Nord-Kivu : Émoi et désolation à la suite de la fusillade de l’artiste musicien Delcat Idengo par des éléments du M23 à Goma

Delcat Idengo, artiste musicien congolais tué à Goma

À Goma, Delphin Katembo, alias Delcat Idengo, un artiste musicien révolutionnaire, a été tué par balles le jeudi 13 février 2025 par des éléments identifiés comme appartenant au M23, une rébellion armée qui, fin janvier 2025, a assiégé la ville de Goma aux côtés des soldats rwandais.

Cette fusillade, dénoncée et condamnée dans le pays, s’ajoute à de nombreuses autres tragédies dans cette partie de la République Démocratique du Congo, illustrant la terreur et la désolation semées par les belligérants.

Delcat Idengo, natif de la région de Beni, une autre zone secouée par des massacres de civils attribués aux terroristes de l’ADF, affiliés à l’État islamique, était connu pour ses chansons révolutionnaires. Il a été criblé de balles par des hommes armés assimilés au M23.

Les informations autour de son assassinat sont diverses. Certains estiment que l’artiste a été tué en raison de sa chanson « Bunduki Za Kwetu », devenue virale sur les réseaux sociaux, dans laquelle Idengo, âgé de 30 ans, critique ouvertement le M23 et l’armée rwandaise qui contrôlent Goma et plusieurs autres zones du Nord-Kivu. D’autres informations révèlent que le jeune musicien, orphelin de père et de mère massacrés dans la région de Beni il y a plusieurs années par l’ADF, avait été croisé par ses bourreaux au nord de Goma, où il s’était réfugié après avoir quitté la prison centrale de « Munzenze » lors de l’entrée du M23 et de ses alliés.

Un parcours à haut risque pour un jeune au « sans froid »

Dénonçant « la mauvaise gouvernance, les massacres de civils et le détournement des deniers publics », Idengo a marqué sa carrière musicale par son objectif de sensibiliser les décideurs afin d’améliorer le quotidien des citoyens ordinaires.
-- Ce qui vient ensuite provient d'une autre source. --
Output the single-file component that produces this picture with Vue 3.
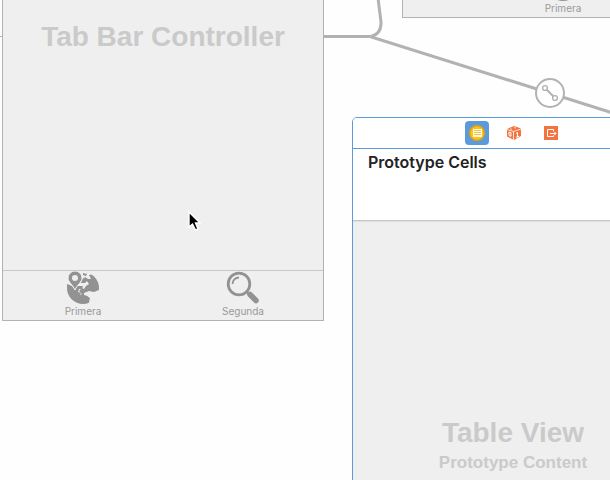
<template>
  <main class="canvas">
    <svg class="segues" width="640" height="120" viewBox="0 0 640 120" aria-hidden="true">
      <path d="M0 36.5H2" stroke-width="1" />
      <path d="M324 36.5H370L640 121.5" />
      <path d="M377.5 -6L381 22Q381.5 34 371 36.5" />
    </svg>

    <section class="scene tab-controller">
      <div class="scene-body">
        <h1 class="scene-title">Tab Bar Controller</h1>
      </div>
      <nav class="tab-bar">
        <button v-for="tab in tabs" :key="tab.label" type="button" class="tab">
          <svg v-if="tab.icon === 'globe'" class="tab-icon" viewBox="0 0 34 34">
            <circle cx="17" cy="17" r="16" fill="#929292" />
            <path d="M1 0H17L27 3L23 4L25 8L22 8L19 6L15 12L19 12L21 10L23 13L20 15L18 18L16 17L13 20L16 23L14 24L9 21L7 17L1 13Z" fill="#efefef" />
            <path d="M17 2L21 3L20 5L17 4ZM17 7L19 8L18 11L15 12ZM1 13L6 15L9 19L11 15L17 15L16 18L13 18L12 21L15 22L14 24L8 23L2 19Z" fill="#929292" />
            <path d="M18 22L23 20L28 21L33 19V25L29 30L22 33L25 28L22 25L18 24Z" fill="#efefef" />
            <path d="M20 22L24 21L28 25L26 29L23 31L24 27L20 24Z" fill="#efefef" />
            <path d="M9 0A7 7 0 0 0 2 7C2 11 7 14 9 19C11 14 16 11 16 7A7 7 0 0 0 9 0Z" fill="#929292" stroke="#efefef" />
            <circle cx="9" cy="7" r="3" fill="#efefef" />
          </svg>
          <svg v-else class="tab-icon" viewBox="0 0 34 34" fill="none" stroke="#929292">
            <circle cx="13" cy="13" r="10.8" stroke-width="2.8" />
            <path d="M6.5 13A6.5 6.5 0 0 1 13 6.5" stroke-width="1.8" />
            <path d="M21 21L24 24" stroke-width="2" />
            <path d="M24 23.5L30 29.5" stroke-width="5.5" stroke-linecap="round" />
          </svg>
          <span>{{ tab.label }}</span>
        </button>
      </nav>
    </section>

    <section class="scene first-view">
      <div class="scene-body"></div>
      <nav class="tab-bar borderless">
        <button type="button" class="tab">
          <svg class="tab-icon" viewBox="0 0 34 34">
            <circle cx="17" cy="17" r="16" fill="#929292" />
          </svg>
          <span>Primera</span>
        </button>
      </nav>
    </section>

    <section class="scene table-scene">
      <header class="dock">
        <button
          v-for="item in dockItems"
          :key="item"
          type="button"
          class="dock-item"
          :class="{ selected: selected === item }"
          :aria-label="item"
          @click="selected = item"
        >
          <svg v-if="item === 'Table View Controller'" width="16" height="16" viewBox="0 0 16 16">
            <circle cx="8" cy="8" r="7.3" fill="#ffc40c" stroke="#e2a312" stroke-width="1.4" />
            <path d="M4 4H13V12H4Z" fill="#fffbe8" />
            <path d="M5 5.5H12M5 7.5H12M5 9.5H12" stroke="#efc352" />
          </svg>
          <svg v-else-if="item === 'First Responder'" width="16" height="16" viewBox="0 0 16 16">
            <path d="M1 4L8 1L15 3.5V11L8 15L1 11.5Z" fill="#f37440" />
            <path d="M1 4.5L7.5 6.5L15 4M7.5 6.5V15" fill="none" stroke="#fff" stroke-width=".8" />
            <path d="M4 3.8L6 4.4M8 2.5L10 3.2" stroke="#fff" stroke-width=".7" />
            <path d="M3 7V10.5L5 11.3V7.8Z" fill="none" stroke="#fff" />
            <path d="M10 8.5L11.5 7.5V12M10 12.3L13 11.3" fill="none" stroke="#fff" />
          </svg>
          <svg v-else width="16" height="16" viewBox="0 0 16 16">
            <path d="M1 1H15V15H1Z" fill="#f37440" />
            <path d="M10.5 6V4.500H4.500V11.500H10.500V10.500M7 8.5H13M11 6.5L13 8.5L11 10.5" fill="none" stroke="#fff" />
          </svg>
        </button>
      </header>
      <div class="prototype">
        <h2>Prototype Cells</h2>
      </div>
      <div class="table-body">
        <p class="scene-title">Table View</p>
        <p class="scene-subtitle">Prototype Content</p>
      </div>
    </section>

    <svg class="segue-badge" width="32" height="32" viewBox="0 0 32 32" aria-hidden="true">
      <circle cx="16" cy="16" r="14" fill="#fff" stroke-width="2" />
      <path d="M12.5 12.5L19.5 19.5" stroke-width="2" />
      <circle cx="11" cy="11" r="2.4" stroke-width="1.4" />
      <circle cx="21" cy="21" r="2.4" stroke-width="1.4" />
    </svg>

    <svg class="pointer" width="16" height="22" viewBox="0 0 16 22" aria-hidden="true">
      <path d="M2 2V17L5.5 14L8.5 20L11 19L8.5 13H13Z" fill="#000" stroke="#fff" stroke-width="1.4" />
    </svg>
  </main>
</template>

<script setup>
import { ref } from 'vue'

const tabs = [
  { label: 'Primera', icon: 'globe' },
  { label: 'Segunda', icon: 'search' },
]

const dockItems = ['Table View Controller', 'First Responder', 'Exit']
const selected = ref('Table View Controller')
</script>

<style>
body {
  margin: 0;
  background: #fefefe;
}
</style>

<style scoped>
.canvas {
  position: relative;
  min-height: 100vh;
  overflow: hidden;
  background: #fefefe;
  font-family: "Liberation Sans", Arial, sans-serif;
}

.segues {
  position: absolute;
  top: 0;
  left: 0;
  fill: none;
  stroke: #b2b2b2;
  stroke-width: 3;
  pointer-events: none;
}

/* storyboard scenes share the size of a 320x568 device */
.scene {
  position: absolute;
  display: flex;
  flex-direction: column;
  box-sizing: border-box;
  width: 322px;
  height: 569px;
  border: 1px solid #b2b2b2;
  background: #efefef;
}

.tab-controller {
  top: -248px;
  left: 2px;
}

.first-view {
  top: -551px;
  left: 402px;
}

.table-scene {
  top: 117px;
  left: 352px;
  width: 324px;
  height: 600px;
  border-color: #5b9bdb;
  border-radius: 5px 5px 0 0;
  overflow: hidden;
}

.scene-body {
  flex: 1;
  display: flex;
  align-items: center;
  justify-content: center;
  padding-top: 50px;
}

.scene-title {
  margin: 0;
  color: #cacaca;
  font-size: 28px;
  font-weight: bold;
  line-height: 32px;
}

.scene-subtitle {
  margin: 3px 0 0;
  color: #cacaca;
  font-size: 17px;
  font-weight: bold;
  line-height: 22px;
}

.tab-bar {
  display: flex;
  height: 49px;
  border-top: 1px solid #c8c8c8;
}

.tab-bar.borderless {
  border-top-color: #efefef;
}

button {
  padding: 0;
  border: 0;
  background: none;
  font: inherit;
}

.tab {
  flex: 1;
  display: flex;
  flex-direction: column;
  align-items: center;
  color: #999;
  font-family: Inter, sans-serif;
  font-size: 10px;
  line-height: 12px;
}

.tab-icon {
  width: 34px;
  height: 34px;
}

.dock {
  display: flex;
  align-items: center;
  justify-content: center;
  gap: 13px;
  height: 30px;
  border-bottom: 1px solid #5b9bdb;
  background: #fff;
}

.dock-item {
  display: flex;
  align-items: center;
  justify-content: center;
  width: 24px;
  height: 24px;
  border-radius: 4px;
}

.dock-item.selected {
  background: #5b9bdb;
}

.prototype {
  height: 71px;
  border-bottom: 1px solid #c4c4c4;
  background: #fff;
  box-shadow: 0 1px 1px #e2e2e2;
}

.prototype h2 {
  margin: 3px 15px 0;
  color: #222;
  font-family: Inter, sans-serif;
  font-size: 16px;
  font-weight: 600;
  line-height: 20px;
}

.table-body {
  flex: 1;
  padding: 196px 2px 0 0;
  text-align: center;
}

.segue-badge {
  position: absolute;
  top: 77px;
  left: 534px;
  fill: none;
  stroke: #b2b2b2;
}

.pointer {
  position: absolute;
  top: 210px;
  left: 187px;
  pointer-events: none;
}
</style>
Cette lutte pacifique, mais « trop critique et libre », n’était pas du goût des autorités à tous les niveaux, en particulier celles de la ville de Beni, où l’artiste a longtemps œuvré.

« Idengo a été marqué par cette lutte pour la paix et la liberté, au point que les critiques portées dans ses différentes chansons lui ont attiré des ennuis auprès des autorités, tant nationales que provinciales et même locales, ainsi que de certains députés, car il critiquait la gestion calamiteuse du pays », a expliqué le journaliste Siku Provinces Patrick, basé à Beni.

Au cours de son parcours à haut risque, Idengo s’est forgé une réputation de porte-parole des sans voix en raison de son franc-parler.

« Il n’avait pas peur de citer le mal par son nom. Il était d’un courage exceptionnel pour interpeller les autorités, la Monusco face à l’insécurité persistante. Nous avons participé avec lui à des manifestations contre les casques bleus. Ensuite, il a composé une chanson pour dénoncer leur passivité », a témoigné Elie, militant de la Lucha.

Depuis lors, son audace a été à l’origine de multiples arrestations et détentions en prison à Beni, puis à Goma, où il était accusé et condamné pour outrage à l’égard du chef de l’État, Félix Tshisekedi, en raison de ses propos durs dans l’une de ses chansons. Après plusieurs mois de détention, en décembre 2023, le président Tshisekedi s’est impliqué pour sa libération pendant la campagne électorale, en réponse aux doléances de ses fans à Beni et Butembo.

Mi-2024, Idengo a de nouveau été transféré à la prison centrale de Goma avec d’autres civils influents de Beni et de Butembo, accusés soit de collaborer avec les rebelles de l’ADF, soit avec le M23, voire d’être trop critiques vis-à-vis de Kinshasa. C’est durant cette période qu’Idengo a profité de la prise de Goma par l’AFC-M23 pour s’évader de la principale maison carcérale de la province, confrontée à une pénurie de médicaments, de nourriture et à un surpeuplement générant de nombreuses pathologies.

Réactions du gouvernement congolais

Dans un message de condoléances, le gouvernement congolais, à travers son porte-parole, a exprimé sa consternation face à cet acte abominable, attribué au Rwanda et à ses complices. « Ni l’horreur, ni la terreur, encore moins le recours intempestif aux armes contre les civils innocents ne pourront éteindre la flamme de la résistance à Goma et dans tout le pays », a déclaré Patrick Muyaya, ajoutant que « Idengo s’ajoute à la liste des martyrs ».